Synodsman scents conspiracy against ‘multifaith’ motion

05 June 2008

by Pat Ashworth

Stopped in its tracks: evangelisation of Muslims motion will not go ahead at July's Synod PA

Stopped in its tracks: evangelisation of Muslims motion will not go ahead at July's Synod PA

A MEMBER of the General Synod who tabled a private member’s motion on the evangelisation of Muslims has protested against its “postponement” from the July group of sessions.

The member, Paul Eddy, a lay representative for Winchester, had received 124 signatures of support for his motion, but, owing to time constraints, a motion on church tourism with 134 signatures takes precedence, and will be the only private member’s motion debated.

Mr Eddy, a theological student who runs his own PR company and was initially UK press officer for Gafcon, had called on the House of Bishops in his motion to “report to the Synod on their understanding of the uniqueness of Christ in Britain’s multifaith society, and to offer examples and commendations of good practice in sharing the gospel of salvation through Christ alone with people of other faiths and none”.

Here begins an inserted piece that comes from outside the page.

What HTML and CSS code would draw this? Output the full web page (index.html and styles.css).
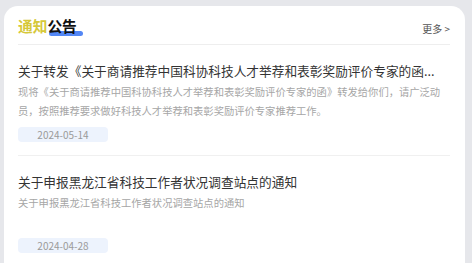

He suggested in a press release he issued on Tuesday that the church Establishment had been worried about the effect the debate would have on the “position of the C of E, headed by the Archbishop, in the run-up to Lambeth”. Electronic voting, he said, would have shown how many bishops believed in “the uniqueness of Christ as the only means of salvation”.

Prebendary Kay Garlick, who chairs the Business Committee, said that the committee had met on Wednesday of last week to set the agenda. “For that meeting, we asked for background papers on anything that might be in line, including private member’s motions. There were three which had 100 signatures, and Mr Eddy’s was second in line,” she said.

“It was always possible it would be included, which is why we asked for background papers. In fact, we didn’t get one from Paul Eddy, but we looked at all the material. It’s a very full timetable. There’s a lot of legislation that has to be done, and there’s also a lot, of course, about the women-bishops report.”


Standing orders gave priority to diocesan-synod motions, of which there were to be two at the July sessions, Prebendary Garlick said. She dismissed Mr Eddy’s suggestion that the “church Establishment” had ruled the motion out.

“It’s certainly not that in any way. If there are 100 signatures, then it will be taken. Our decisions are not based on what is in [the motions], but in terms of how many we have time for and the order in which they have to come,” she said. “It would be very unlikely that anything about the content is going to be part of the decision-making. The problem was that Paul had assumed it was going to happen because he was second in line.”

Mr Eddy said that there had been “considerable opposition by liberal bishops and clergy” to his motion, which had had wide support from both the Anglo-Catholic and Evangelical wings on the Synod. “From the telephone calls and emails I have received, people feel very aggrieved that, at this time in the Church’s history, Synod was not given the opportunity to debate evangelism,” he said.

A Church of England spokesman commented on Tuesday: “It is not unusual for General Synod to debate only one private member’s motion during its meetings, especially when there are a number of legislative issues to be debated, as there are at this Synod. . . The motion on the uniqueness of Christ in multifaith Britain is currently next on the list in terms of signatures, and if it heads the list in February, will probably be debated then.”

Mr Eddy is due to be ordained in July 2009. He suggested: “The timing of my ordination, and therefore resignation from Synod as a lay member, has not gone unnoticed by those wishing this debate to go away.” He would be seeking to add more signatures in York, and insisted: “It will be debated one way or another.”